For the first time, modern languages went from being core GSCE subjects to optional courses, alongside all the humanities. Sciences all the while benefited from compulsory status, and the more science-heavy routes are designated “Double Award” and “Triple Award”, implicitly appealing to the subconscious.
Almost a decade later and the consequences are as clear as ever. The shift of languages from mandatory to elective at GCSE level has been linked to an all new low in the number of students taking modern languages at A-level. Over the past year, both German and French, traditionally the two most popular languages at school have seen a drop in enrolment of about 10%, which is nothing compared to the 50% drop of French intake since the turn of the century. And, although the variety of languages available has increased, even those more exotic choices such as Arabic and Mandarin have seen a dive in students.
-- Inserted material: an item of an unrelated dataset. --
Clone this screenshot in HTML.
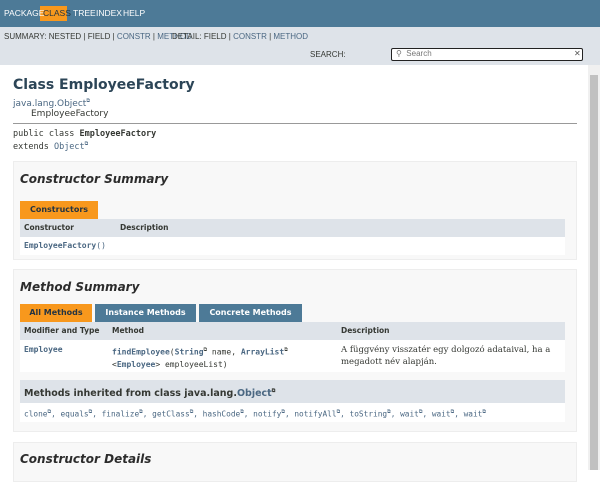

With fewer students leaving college with the relevant A-levels, universities across the UK are suffering the basic rules of supply and demand. Diminished interest and fewer applicants translates to less government funding and, consequently, has materialised in the closure of 40% of modern language departments across the UK since 2000 and as many as another 40% are likely to close within the decade. This development could be catastrophic for Britain, both in and outside her borders, so much so the Foreign Office has built its own languages school with a £1m budget a year with the hope of bringing the civil service up to scratch after reported “concerns about the standard of its graduate recruits”.
Not all is lost however. Two steps have been taken towards remedying the problem. Recently, the government has made languages mandatory in primary school and, furthermore, has introduced a new performance measure, the English Baccalaureate (EBacc), which recognises where pupils have secured a C grade or better across a core of academic subjects – English, mathematics, history or geography, the sciences and a language, as a means to reduce the increasing number of students taking non-academic qualifications.
The most recent GCSE results have demonstrated that the EBacc is a success. Elizabeth Truss, the Education minister stated: “Today’s results show that the EBacc has not just arrested the decline in the study of academic subjects at GCSE – it is reversing it […] I am particularly delighted to see a languages revival.” For the first time in more than a decade, figures showed that French, Spanish and German have all experienced enormous increases in intake, as well as minority languages.
It is still up in the air whether this is a trend or if these kids will go on to study languages at A-level; or if language learning in primary school will instil in them the desire to pursue languages throughout life, but the finite disappointment of the current situation should not make us lose infinite hope for the possibilities of the future.